╭─ Material
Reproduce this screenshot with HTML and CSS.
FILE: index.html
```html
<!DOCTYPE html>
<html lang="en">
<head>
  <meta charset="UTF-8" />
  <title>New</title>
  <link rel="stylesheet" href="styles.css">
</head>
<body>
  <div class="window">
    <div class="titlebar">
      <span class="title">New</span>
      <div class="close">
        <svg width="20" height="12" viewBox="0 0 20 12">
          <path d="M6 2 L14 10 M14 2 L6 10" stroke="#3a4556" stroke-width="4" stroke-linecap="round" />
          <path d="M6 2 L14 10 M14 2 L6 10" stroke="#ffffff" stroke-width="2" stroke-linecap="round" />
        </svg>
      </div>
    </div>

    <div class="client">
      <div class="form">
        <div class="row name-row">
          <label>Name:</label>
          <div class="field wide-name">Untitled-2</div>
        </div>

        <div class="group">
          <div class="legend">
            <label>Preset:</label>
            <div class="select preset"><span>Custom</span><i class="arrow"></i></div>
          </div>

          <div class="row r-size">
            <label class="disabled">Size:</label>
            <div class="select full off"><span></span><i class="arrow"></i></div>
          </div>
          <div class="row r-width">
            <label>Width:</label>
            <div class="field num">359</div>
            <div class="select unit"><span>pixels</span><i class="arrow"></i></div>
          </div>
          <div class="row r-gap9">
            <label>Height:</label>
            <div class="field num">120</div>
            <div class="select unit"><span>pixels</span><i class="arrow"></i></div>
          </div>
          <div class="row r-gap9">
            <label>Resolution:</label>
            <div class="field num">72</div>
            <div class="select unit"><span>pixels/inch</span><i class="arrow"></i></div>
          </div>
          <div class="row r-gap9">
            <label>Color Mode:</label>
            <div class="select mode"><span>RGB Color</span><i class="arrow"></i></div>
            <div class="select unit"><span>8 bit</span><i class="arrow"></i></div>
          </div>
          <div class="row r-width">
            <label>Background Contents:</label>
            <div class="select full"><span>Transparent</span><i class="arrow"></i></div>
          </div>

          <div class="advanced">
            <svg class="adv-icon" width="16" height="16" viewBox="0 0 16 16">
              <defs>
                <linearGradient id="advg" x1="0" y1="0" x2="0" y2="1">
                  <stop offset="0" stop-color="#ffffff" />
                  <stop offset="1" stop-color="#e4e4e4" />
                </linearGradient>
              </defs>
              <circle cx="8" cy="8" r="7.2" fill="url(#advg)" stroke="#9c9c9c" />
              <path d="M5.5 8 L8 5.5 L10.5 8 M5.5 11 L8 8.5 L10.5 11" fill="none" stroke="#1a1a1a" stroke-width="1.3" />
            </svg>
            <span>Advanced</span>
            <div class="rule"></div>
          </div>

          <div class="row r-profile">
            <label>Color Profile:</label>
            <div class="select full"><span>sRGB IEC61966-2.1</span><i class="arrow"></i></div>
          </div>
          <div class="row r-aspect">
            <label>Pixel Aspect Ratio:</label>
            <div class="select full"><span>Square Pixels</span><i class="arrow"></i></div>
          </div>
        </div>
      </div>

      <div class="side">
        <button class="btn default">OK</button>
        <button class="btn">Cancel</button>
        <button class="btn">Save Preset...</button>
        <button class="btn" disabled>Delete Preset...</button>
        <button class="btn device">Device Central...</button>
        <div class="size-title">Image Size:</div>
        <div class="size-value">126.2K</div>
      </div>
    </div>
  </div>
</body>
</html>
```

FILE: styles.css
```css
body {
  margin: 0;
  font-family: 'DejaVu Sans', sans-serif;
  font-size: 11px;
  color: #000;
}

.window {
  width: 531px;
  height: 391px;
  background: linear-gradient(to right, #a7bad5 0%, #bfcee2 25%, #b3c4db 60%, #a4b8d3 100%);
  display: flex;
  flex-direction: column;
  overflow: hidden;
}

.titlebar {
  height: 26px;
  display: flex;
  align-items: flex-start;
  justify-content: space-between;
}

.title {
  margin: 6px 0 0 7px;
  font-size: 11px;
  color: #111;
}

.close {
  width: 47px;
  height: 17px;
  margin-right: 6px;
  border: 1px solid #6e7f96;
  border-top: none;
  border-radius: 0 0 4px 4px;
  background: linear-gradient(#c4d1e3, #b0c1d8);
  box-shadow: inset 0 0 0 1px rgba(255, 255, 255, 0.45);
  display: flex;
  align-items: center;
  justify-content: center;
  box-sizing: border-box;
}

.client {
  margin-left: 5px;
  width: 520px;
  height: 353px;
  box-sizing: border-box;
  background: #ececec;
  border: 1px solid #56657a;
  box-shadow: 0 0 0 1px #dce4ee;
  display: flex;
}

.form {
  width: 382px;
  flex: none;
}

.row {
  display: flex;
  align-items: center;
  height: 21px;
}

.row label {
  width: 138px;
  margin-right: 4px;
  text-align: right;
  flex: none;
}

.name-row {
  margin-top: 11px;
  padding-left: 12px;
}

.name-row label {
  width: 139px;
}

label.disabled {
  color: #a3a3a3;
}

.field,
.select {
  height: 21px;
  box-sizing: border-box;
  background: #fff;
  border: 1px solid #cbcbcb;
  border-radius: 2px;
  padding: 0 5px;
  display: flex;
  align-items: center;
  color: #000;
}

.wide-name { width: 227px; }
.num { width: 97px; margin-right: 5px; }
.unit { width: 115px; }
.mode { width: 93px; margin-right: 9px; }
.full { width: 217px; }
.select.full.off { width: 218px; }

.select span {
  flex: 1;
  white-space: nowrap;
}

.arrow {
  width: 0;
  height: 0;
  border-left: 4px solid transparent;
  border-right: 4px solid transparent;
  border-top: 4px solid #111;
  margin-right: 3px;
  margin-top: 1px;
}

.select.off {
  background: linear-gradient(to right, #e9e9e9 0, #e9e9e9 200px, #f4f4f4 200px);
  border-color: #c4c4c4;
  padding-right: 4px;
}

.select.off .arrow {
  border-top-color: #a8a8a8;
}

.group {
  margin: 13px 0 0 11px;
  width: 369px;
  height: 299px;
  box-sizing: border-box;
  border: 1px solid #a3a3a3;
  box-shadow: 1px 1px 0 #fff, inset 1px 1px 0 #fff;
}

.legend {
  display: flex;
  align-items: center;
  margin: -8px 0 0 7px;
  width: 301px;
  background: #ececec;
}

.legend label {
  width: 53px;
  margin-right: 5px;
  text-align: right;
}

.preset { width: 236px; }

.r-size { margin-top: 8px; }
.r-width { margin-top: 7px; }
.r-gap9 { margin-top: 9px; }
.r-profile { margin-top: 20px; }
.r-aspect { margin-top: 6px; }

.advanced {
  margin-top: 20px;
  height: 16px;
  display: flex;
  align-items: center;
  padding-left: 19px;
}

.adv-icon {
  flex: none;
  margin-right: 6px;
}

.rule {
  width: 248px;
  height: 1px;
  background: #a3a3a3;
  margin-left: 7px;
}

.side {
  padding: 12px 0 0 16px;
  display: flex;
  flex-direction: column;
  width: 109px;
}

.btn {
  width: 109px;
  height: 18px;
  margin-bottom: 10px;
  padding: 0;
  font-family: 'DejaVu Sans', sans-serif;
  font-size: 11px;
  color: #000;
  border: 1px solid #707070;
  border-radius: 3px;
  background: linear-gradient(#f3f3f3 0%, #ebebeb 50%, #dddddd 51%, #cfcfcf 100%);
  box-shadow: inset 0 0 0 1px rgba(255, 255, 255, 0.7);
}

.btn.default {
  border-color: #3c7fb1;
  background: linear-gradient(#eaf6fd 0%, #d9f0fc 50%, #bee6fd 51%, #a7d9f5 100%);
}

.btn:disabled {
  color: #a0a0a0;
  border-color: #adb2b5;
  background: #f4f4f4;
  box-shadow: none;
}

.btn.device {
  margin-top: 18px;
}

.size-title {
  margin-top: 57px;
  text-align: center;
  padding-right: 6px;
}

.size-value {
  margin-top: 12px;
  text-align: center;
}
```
╰─
_Exercise brief_. Give an exact copy of all the data shown above.

_Full answer_.
Reproduce this screenshot with HTML and CSS.
FILE: index.html
```html
<!DOCTYPE html>
<html lang="en">
<head>
  <meta charset="UTF-8" />
  <title>New</title>
  <link rel="stylesheet" href="styles.css">
</head>
<body>
  <div class="window">
    <div class="titlebar">
      <span class="title">New</span>
      <div class="close">
        <svg width="20" height="12" viewBox="0 0 20 12">
          <path d="M6 2 L14 10 M14 2 L6 10" stroke="#3a4556" stroke-width="4" stroke-linecap="round" />
          <path d="M6 2 L14 10 M14 2 L6 10" stroke="#ffffff" stroke-width="2" stroke-linecap="round" />
        </svg>
      </div>
    </div>

    <div class="client">
      <div class="form">
        <div class="row name-row">
          <label>Name:</label>
          <div class="field wide-name">Untitled-2</div>
        </div>

        <div class="group">
          <div class="legend">
            <label>Preset:</label>
            <div class="select preset"><span>Custom</span><i class="arrow"></i></div>
          </div>

          <div class="row r-size">
            <label class="disabled">Size:</label>
            <div class="select full off"><span></span><i class="arrow"></i></div>
          </div>
          <div class="row r-width">
            <label>Width:</label>
            <div class="field num">359</div>
            <div class="select unit"><span>pixels</span><i class="arrow"></i></div>
          </div>
          <div class="row r-gap9">
            <label>Height:</label>
            <div class="field num">120</div>
            <div class="select unit"><span>pixels</span><i class="arrow"></i></div>
          </div>
          <div class="row r-gap9">
            <label>Resolution:</label>
            <div class="field num">72</div>
            <div class="select unit"><span>pixels/inch</span><i class="arrow"></i></div>
          </div>
          <div class="row r-gap9">
            <label>Color Mode:</label>
            <div class="select mode"><span>RGB Color</span><i class="arrow"></i></div>
            <div class="select unit"><span>8 bit</span><i class="arrow"></i></div>
          </div>
          <div class="row r-width">
            <label>Background Contents:</label>
            <div class="select full"><span>Transparent</span><i class="arrow"></i></div>
          </div>

          <div class="advanced">
            <svg class="adv-icon" width="16" height="16" viewBox="0 0 16 16">
              <defs>
                <linearGradient id="advg" x1="0" y1="0" x2="0" y2="1">
                  <stop offset="0" stop-color="#ffffff" />
                  <stop offset="1" stop-color="#e4e4e4" />
                </linearGradient>
              </defs>
              <circle cx="8" cy="8" r="7.2" fill="url(#advg)" stroke="#9c9c9c" />
              <path d="M5.5 8 L8 5.5 L10.5 8 M5.5 11 L8 8.5 L10.5 11" fill="none" stroke="#1a1a1a" stroke-width="1.3" />
            </svg>
            <span>Advanced</span>
            <div class="rule"></div>
          </div>

          <div class="row r-profile">
            <label>Color Profile:</label>
            <div class="select full"><span>sRGB IEC61966-2.1</span><i class="arrow"></i></div>
          </div>
          <div class="row r-aspect">
            <label>Pixel Aspect Ratio:</label>
            <div class="select full"><span>Square Pixels</span><i class="arrow"></i></div>
          </div>
        </div>
      </div>

      <div class="side">
        <button class="btn default">OK</button>
        <button class="btn">Cancel</button>
        <button class="btn">Save Preset...</button>
        <button class="btn" disabled>Delete Preset...</button>
        <button class="btn device">Device Central...</button>
        <div class="size-title">Image Size:</div>
        <div class="size-value">126.2K</div>
      </div>
    </div>
  </div>
</body>
</html>
```

FILE: styles.css
```css
body {
  margin: 0;
  font-family: 'DejaVu Sans', sans-serif;
  font-size: 11px;
  color: #000;
}

.window {
  width: 531px;
  height: 391px;
  background: linear-gradient(to right, #a7bad5 0%, #bfcee2 25%, #b3c4db 60%, #a4b8d3 100%);
  display: flex;
  flex-direction: column;
  overflow: hidden;
}

.titlebar {
  height: 26px;
  display: flex;
  align-items: flex-start;
  justify-content: space-between;
}

.title {
  margin: 6px 0 0 7px;
  font-size: 11px;
  color: #111;
}

.close {
  width: 47px;
  height: 17px;
  margin-right: 6px;
  border: 1px solid #6e7f96;
  border-top: none;
  border-radius: 0 0 4px 4px;
  background: linear-gradient(#c4d1e3, #b0c1d8);
  box-shadow: inset 0 0 0 1px rgba(255, 255, 255, 0.45);
  display: flex;
  align-items: center;
  justify-content: center;
  box-sizing: border-box;
}

.client {
  margin-left: 5px;
  width: 520px;
  height: 353px;
  box-sizing: border-box;
  background: #ececec;
  border: 1px solid #56657a;
  box-shadow: 0 0 0 1px #dce4ee;
  display: flex;
}

.form {
  width: 382px;
  flex: none;
}

.row {
  display: flex;
  align-items: center;
  height: 21px;
}

.row label {
  width: 138px;
  margin-right: 4px;
  text-align: right;
  flex: none;
}

.name-row {
  margin-top: 11px;
  padding-left: 12px;
}

.name-row label {
  width: 139px;
}

label.disabled {
  color: #a3a3a3;
}

.field,
.select {
  height: 21px;
  box-sizing: border-box;
  background: #fff;
  border: 1px solid #cbcbcb;
  border-radius: 2px;
  padding: 0 5px;
  display: flex;
  align-items: center;
  color: #000;
}

.wide-name { width: 227px; }
.num { width: 97px; margin-right: 5px; }
.unit { width: 115px; }
.mode { width: 93px; margin-right: 9px; }
.full { width: 217px; }
.select.full.off { width: 218px; }

.select span {
  flex: 1;
  white-space: nowrap;
}

.arrow {
  width: 0;
  height: 0;
  border-left: 4px solid transparent;
  border-right: 4px solid transparent;
  border-top: 4px solid #111;
  margin-right: 3px;
  margin-top: 1px;
}

.select.off {
  background: linear-gradient(to right, #e9e9e9 0, #e9e9e9 200px, #f4f4f4 200px);
  border-color: #c4c4c4;
  padding-right: 4px;
}

.select.off .arrow {
  border-top-color: #a8a8a8;
}

.group {
  margin: 13px 0 0 11px;
  width: 369px;
  height: 299px;
  box-sizing: border-box;
  border: 1px solid #a3a3a3;
  box-shadow: 1px 1px 0 #fff, inset 1px 1px 0 #fff;
}

.legend {
  display: flex;
  align-items: center;
  margin: -8px 0 0 7px;
  width: 301px;
  background: #ececec;
}

.legend label {
  width: 53px;
  margin-right: 5px;
  text-align: right;
}

.preset { width: 236px; }

.r-size { margin-top: 8px; }
.r-width { margin-top: 7px; }
.r-gap9 { margin-top: 9px; }
.r-profile { margin-top: 20px; }
.r-aspect { margin-top: 6px; }

.advanced {
  margin-top: 20px;
  height: 16px;
  display: flex;
  align-items: center;
  padding-left: 19px;
}

.adv-icon {
  flex: none;
  margin-right: 6px;
}

.rule {
  width: 248px;
  height: 1px;
  background: #a3a3a3;
  margin-left: 7px;
}

.side {
  padding: 12px 0 0 16px;
  display: flex;
  flex-direction: column;
  width: 109px;
}

.btn {
  width: 109px;
  height: 18px;
  margin-bottom: 10px;
  padding: 0;
  font-family: 'DejaVu Sans', sans-serif;
  font-size: 11px;
  color: #000;
  border: 1px solid #707070;
  border-radius: 3px;
  background: linear-gradient(#f3f3f3 0%, #ebebeb 50%, #dddddd 51%, #cfcfcf 100%);
  box-shadow: inset 0 0 0 1px rgba(255, 255, 255, 0.7);
}

.btn.default {
  border-color: #3c7fb1;
  background: linear-gradient(#eaf6fd 0%, #d9f0fc 50%, #bee6fd 51%, #a7d9f5 100%);
}

.btn:disabled {
  color: #a0a0a0;
  border-color: #adb2b5;
  background: #f4f4f4;
  box-shadow: none;
}

.btn.device {
  margin-top: 18px;
}

.size-title {
  margin-top: 57px;
  text-align: center;
  padding-right: 6px;
}

.size-value {
  margin-top: 12px;
  text-align: center;
}
```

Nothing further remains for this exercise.